→ **SUPPLIED INFORMATION**
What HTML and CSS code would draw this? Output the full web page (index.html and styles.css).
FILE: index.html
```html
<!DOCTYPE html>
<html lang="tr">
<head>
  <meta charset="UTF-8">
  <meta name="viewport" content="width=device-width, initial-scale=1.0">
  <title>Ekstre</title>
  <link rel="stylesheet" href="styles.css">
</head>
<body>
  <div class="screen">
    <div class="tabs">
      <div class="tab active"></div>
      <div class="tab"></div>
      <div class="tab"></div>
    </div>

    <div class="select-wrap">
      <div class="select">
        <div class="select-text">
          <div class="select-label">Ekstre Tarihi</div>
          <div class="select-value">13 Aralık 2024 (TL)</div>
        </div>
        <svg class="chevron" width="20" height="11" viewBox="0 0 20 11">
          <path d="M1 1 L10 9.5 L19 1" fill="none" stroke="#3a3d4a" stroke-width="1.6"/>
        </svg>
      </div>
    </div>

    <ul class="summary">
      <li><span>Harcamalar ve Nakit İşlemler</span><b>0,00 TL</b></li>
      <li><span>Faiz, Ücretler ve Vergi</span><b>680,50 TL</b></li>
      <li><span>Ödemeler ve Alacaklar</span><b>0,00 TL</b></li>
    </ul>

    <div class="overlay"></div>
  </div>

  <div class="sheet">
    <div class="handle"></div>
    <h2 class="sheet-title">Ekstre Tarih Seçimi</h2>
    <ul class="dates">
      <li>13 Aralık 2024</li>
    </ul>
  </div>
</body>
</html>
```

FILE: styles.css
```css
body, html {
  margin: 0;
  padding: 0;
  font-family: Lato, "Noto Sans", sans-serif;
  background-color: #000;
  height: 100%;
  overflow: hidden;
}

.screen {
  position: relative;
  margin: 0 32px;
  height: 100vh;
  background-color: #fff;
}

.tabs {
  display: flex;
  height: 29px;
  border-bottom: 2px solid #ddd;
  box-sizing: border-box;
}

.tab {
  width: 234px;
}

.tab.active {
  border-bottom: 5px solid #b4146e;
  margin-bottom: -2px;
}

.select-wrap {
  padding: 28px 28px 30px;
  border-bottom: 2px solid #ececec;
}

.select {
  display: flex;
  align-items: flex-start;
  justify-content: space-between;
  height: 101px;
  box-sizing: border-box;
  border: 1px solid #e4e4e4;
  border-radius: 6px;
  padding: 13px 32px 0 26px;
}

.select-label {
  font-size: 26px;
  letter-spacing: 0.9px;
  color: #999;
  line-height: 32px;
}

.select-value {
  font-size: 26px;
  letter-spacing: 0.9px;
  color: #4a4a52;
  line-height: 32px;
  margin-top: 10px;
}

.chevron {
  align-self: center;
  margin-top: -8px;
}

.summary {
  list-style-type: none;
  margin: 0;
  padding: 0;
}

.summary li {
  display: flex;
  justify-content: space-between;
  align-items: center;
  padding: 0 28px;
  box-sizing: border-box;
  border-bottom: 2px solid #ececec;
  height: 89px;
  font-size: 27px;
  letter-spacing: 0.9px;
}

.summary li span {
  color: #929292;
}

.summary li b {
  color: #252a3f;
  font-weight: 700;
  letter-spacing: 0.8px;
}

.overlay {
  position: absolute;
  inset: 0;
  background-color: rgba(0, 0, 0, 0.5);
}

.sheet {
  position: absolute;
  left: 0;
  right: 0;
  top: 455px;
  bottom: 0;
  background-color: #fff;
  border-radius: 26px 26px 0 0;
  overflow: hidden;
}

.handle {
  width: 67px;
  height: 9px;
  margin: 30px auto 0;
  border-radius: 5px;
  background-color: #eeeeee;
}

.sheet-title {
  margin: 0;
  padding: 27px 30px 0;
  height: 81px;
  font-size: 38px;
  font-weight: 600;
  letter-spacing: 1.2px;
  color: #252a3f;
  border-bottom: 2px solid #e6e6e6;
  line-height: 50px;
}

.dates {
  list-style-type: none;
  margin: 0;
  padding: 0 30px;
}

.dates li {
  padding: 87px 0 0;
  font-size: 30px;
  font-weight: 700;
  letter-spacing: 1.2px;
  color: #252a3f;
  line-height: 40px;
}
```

→ **TASK STATEMENT**
Write the complete data out, exactly as above.

→ **TASK SOLUTION**
What HTML and CSS code would draw this? Output the full web page (index.html and styles.css).
FILE: index.html
```html
<!DOCTYPE html>
<html lang="tr">
<head>
  <meta charset="UTF-8">
  <meta name="viewport" content="width=device-width, initial-scale=1.0">
  <title>Ekstre</title>
  <link rel="stylesheet" href="styles.css">
</head>
<body>
  <div class="screen">
    <div class="tabs">
      <div class="tab active"></div>
      <div class="tab"></div>
      <div class="tab"></div>
    </div>

    <div class="select-wrap">
      <div class="select">
        <div class="select-text">
          <div class="select-label">Ekstre Tarihi</div>
          <div class="select-value">13 Aralık 2024 (TL)</div>
        </div>
        <svg class="chevron" width="20" height="11" viewBox="0 0 20 11">
          <path d="M1 1 L10 9.5 L19 1" fill="none" stroke="#3a3d4a" stroke-width="1.6"/>
        </svg>
      </div>
    </div>

    <ul class="summary">
      <li><span>Harcamalar ve Nakit İşlemler</span><b>0,00 TL</b></li>
      <li><span>Faiz, Ücretler ve Vergi</span><b>680,50 TL</b></li>
      <li><span>Ödemeler ve Alacaklar</span><b>0,00 TL</b></li>
    </ul>

    <div class="overlay"></div>
  </div>

  <div class="sheet">
    <div class="handle"></div>
    <h2 class="sheet-title">Ekstre Tarih Seçimi</h2>
    <ul class="dates">
      <li>13 Aralık 2024</li>
    </ul>
  </div>
</body>
</html>
```

FILE: styles.css
```css
body, html {
  margin: 0;
  padding: 0;
  font-family: Lato, "Noto Sans", sans-serif;
  background-color: #000;
  height: 100%;
  overflow: hidden;
}

.screen {
  position: relative;
  margin: 0 32px;
  height: 100vh;
  background-color: #fff;
}

.tabs {
  display: flex;
  height: 29px;
  border-bottom: 2px solid #ddd;
  box-sizing: border-box;
}

.tab {
  width: 234px;
}

.tab.active {
  border-bottom: 5px solid #b4146e;
  margin-bottom: -2px;
}

.select-wrap {
  padding: 28px 28px 30px;
  border-bottom: 2px solid #ececec;
}

.select {
  display: flex;
  align-items: flex-start;
  justify-content: space-between;
  height: 101px;
  box-sizing: border-box;
  border: 1px solid #e4e4e4;
  border-radius: 6px;
  padding: 13px 32px 0 26px;
}

.select-label {
  font-size: 26px;
  letter-spacing: 0.9px;
  color: #999;
  line-height: 32px;
}

.select-value {
  font-size: 26px;
  letter-spacing: 0.9px;
  color: #4a4a52;
  line-height: 32px;
  margin-top: 10px;
}

.chevron {
  align-self: center;
  margin-top: -8px;
}

.summary {
  list-style-type: none;
  margin: 0;
  padding: 0;
}

.summary li {
  display: flex;
  justify-content: space-between;
  align-items: center;
  padding: 0 28px;
  box-sizing: border-box;
  border-bottom: 2px solid #ececec;
  height: 89px;
  font-size: 27px;
  letter-spacing: 0.9px;
}

.summary li span {
  color: #929292;
}

.summary li b {
  color: #252a3f;
  font-weight: 700;
  letter-spacing: 0.8px;
}

.overlay {
  position: absolute;
  inset: 0;
  background-color: rgba(0, 0, 0, 0.5);
}

.sheet {
  position: absolute;
  left: 0;
  right: 0;
  top: 455px;
  bottom: 0;
  background-color: #fff;
  border-radius: 26px 26px 0 0;
  overflow: hidden;
}

.handle {
  width: 67px;
  height: 9px;
  margin: 30px auto 0;
  border-radius: 5px;
  background-color: #eeeeee;
}

.sheet-title {
  margin: 0;
  padding: 27px 30px 0;
  height: 81px;
  font-size: 38px;
  font-weight: 600;
  letter-spacing: 1.2px;
  color: #252a3f;
  border-bottom: 2px solid #e6e6e6;
  line-height: 50px;
}

.dates {
  list-style-type: none;
  margin: 0;
  padding: 0 30px;
}

.dates li {
  padding: 87px 0 0;
  font-size: 30px;
  font-weight: 700;
  letter-spacing: 1.2px;
  color: #252a3f;
  line-height: 40px;
}
```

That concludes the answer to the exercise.